A baby born before 37 weeks of pregnancy is considered premature. Premature births have a number of causes. About 4 out of 5 premature births occur due to issues that directly cause early labor and birth. Preterm birth is the leading cause of newborn mortality. However, advancements in neonatal and premature care have greatly increased the chances for survival even for the smallest of babies.
Preterm babies at Caritas Baby Hospital are cared for with the following medical services that contribute to diminishing the chances for possible future harm:
- Incubators: Premature babies are kept inside an incubator where they remain warm, grow faster and eventually recover.
- Monitoring the vital signs: Premature babies are connected to a device that monitors their blood pressure, heart rate, breathing and temperature. Babies suffering from breathing difficulties are also attached to a ventilator.
- The feeding tube: Preterm babies are normally attached to a feeding tube because they are too small to be breastfed. In later stages, the baby is supervised by the pathology and physiotherapy team, who cohesively train the baby to learn how to suck and feed and eventually accept the breast or bottle.

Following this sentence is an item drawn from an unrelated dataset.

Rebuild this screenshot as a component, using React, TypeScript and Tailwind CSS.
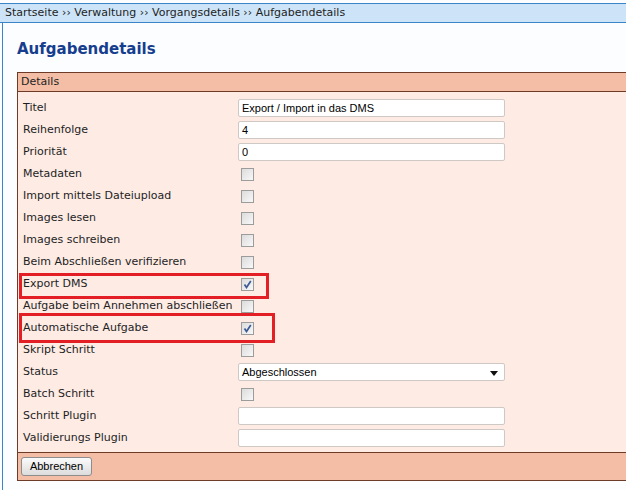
import React from 'react';

const rows: { label: string; kind: 'text' | 'check' | 'select'; value?: string; checked?: boolean }[] = [
  { label: 'Titel', kind: 'text', value: 'Export / Import in das DMS' },
  { label: 'Reihenfolge', kind: 'text', value: '4' },
  { label: 'Priorität', kind: 'text', value: '0' },
  { label: 'Metadaten', kind: 'check' },
  { label: 'Import mittels Dateiupload', kind: 'check' },
  { label: 'Images lesen', kind: 'check' },
  { label: 'Images schreiben', kind: 'check' },
  { label: 'Beim Abschließen verifizieren', kind: 'check' },
  { label: 'Export DMS', kind: 'check', checked: true },
  { label: 'Aufgabe beim Annehmen abschließen', kind: 'check' },
  { label: 'Automatische Aufgabe', kind: 'check', checked: true },
  { label: 'Skript Schritt', kind: 'check' },
  { label: 'Status', kind: 'select', value: 'Abgeschlossen' },
  { label: 'Batch Schritt', kind: 'check' },
  { label: 'Schritt Plugin', kind: 'text', value: '' },
  { label: 'Validierungs Plugin', kind: 'text', value: '' },
];

function Checkbox({ checked }: { checked?: boolean }) {
  return (
    <span className="ml-[3px] flex h-[13px] w-[13px] items-center justify-center border border-[#9c9c9c] bg-gradient-to-br from-[#dcdcdc] to-[#f8f8f8]">
      {checked && (
        <svg width="9" height="9" viewBox="0 0 9 9">
          <path d="M1.5 4.5 L3.5 7.5 L7.8 1" fill="none" stroke="#3c5a96" strokeWidth="1.7" />
        </svg>
      )}
    </span>
  );
}

function Field({ row }: { row: (typeof rows)[number] }) {
  if (row.kind === 'check') return <Checkbox checked={row.checked} />;
  return (
    <div className="flex h-[18px] w-[267px] items-center justify-between rounded-[2px] border border-[#cfc9c6] bg-white px-[3px] font-['Liberation_Sans',Arial,sans-serif] text-[11px] text-black">
      <span>{row.value}</span>
      {row.kind === 'select' && (
        <svg width="8" height="5" viewBox="0 0 8 5" className="mr-[3px] mt-[3px]">
          <path d="M0 0 H8 L4 5 Z" fill="#111" />
        </svg>
      )}
    </div>
  );
}

export default function App() {
  return (
    <div className="h-[490px] w-[626px] overflow-hidden bg-[#fbfdff] font-['DejaVu_Sans',Verdana,sans-serif] text-[11px] text-[#222]">
      <div className="mt-[3px] flex h-[20px] items-center border-y border-[#3a84c8] bg-[#cde4f8] pl-[5px] text-[11px] text-[#1e1e1e]">
        Startseite &rsaquo;&rsaquo; Verwaltung &rsaquo;&rsaquo; Vorgangsdetails &rsaquo;&rsaquo; Aufgabendetails
      </div>
      <div className="ml-[2px] h-[467px] border-l border-[#3a84c8] pl-[14px]">
        <h1 className="pt-[16px] text-[15px] font-bold leading-[20px] text-[#163d8e]">Aufgabendetails</h1>
        <div className="relative mt-[13px] w-[640px] border border-[#6e3b28]">
          <div className="flex h-[19px] items-center border-b border-[#6e3b28] bg-[#f4bea6] pl-[3px] pt-[1px] text-[#1e1e1e]">Details</div>
          <div className="bg-[#fdebe4] pb-[3px] pt-[5px]">
            {rows.map((row) => (
              <div key={row.label} className="flex h-[22px] items-center">
                <div className="w-[220px] pl-[5px] pt-[1px] text-[#1e1e1e]">{row.label}</div>
                <Field row={row} />
              </div>
            ))}
          </div>
          <div className="flex h-[28px] items-center border-t border-[#6e3b28] bg-[#f4bea6] pl-[3px]">
            <button className="h-[19px] w-[71px] rounded-[3px] border border-[#8d8d8d] bg-gradient-to-b from-[#fbfbfb] to-[#dcdcdc] font-['Liberation_Sans',Arial,sans-serif] text-[11px] text-black">
              Abbrechen
            </button>
          </div>
          <div className="absolute left-[1px] top-[200px] h-[26px] w-[250px] border-[3px] border-[#e31e24]" />
          <div className="absolute left-[1px] top-[240px] h-[30px] w-[256px] border-[3px] border-[#e31e24]" />
        </div>
      </div>
    </div>
  );
}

- Replenishing fluids: The neonatal and ICU teams will closely monitor the baby’s fluids, sodium and potassium levels to ensure they maintain normal range. If more fluids are needed, they are supplied intravenously.
- Phototherapy: Babies suffering from jaundice are exposed to bilirubin lights for a certain period of time. This mechanism allows the baby’s body to break down excess bilirubin that could not be processed by the liver.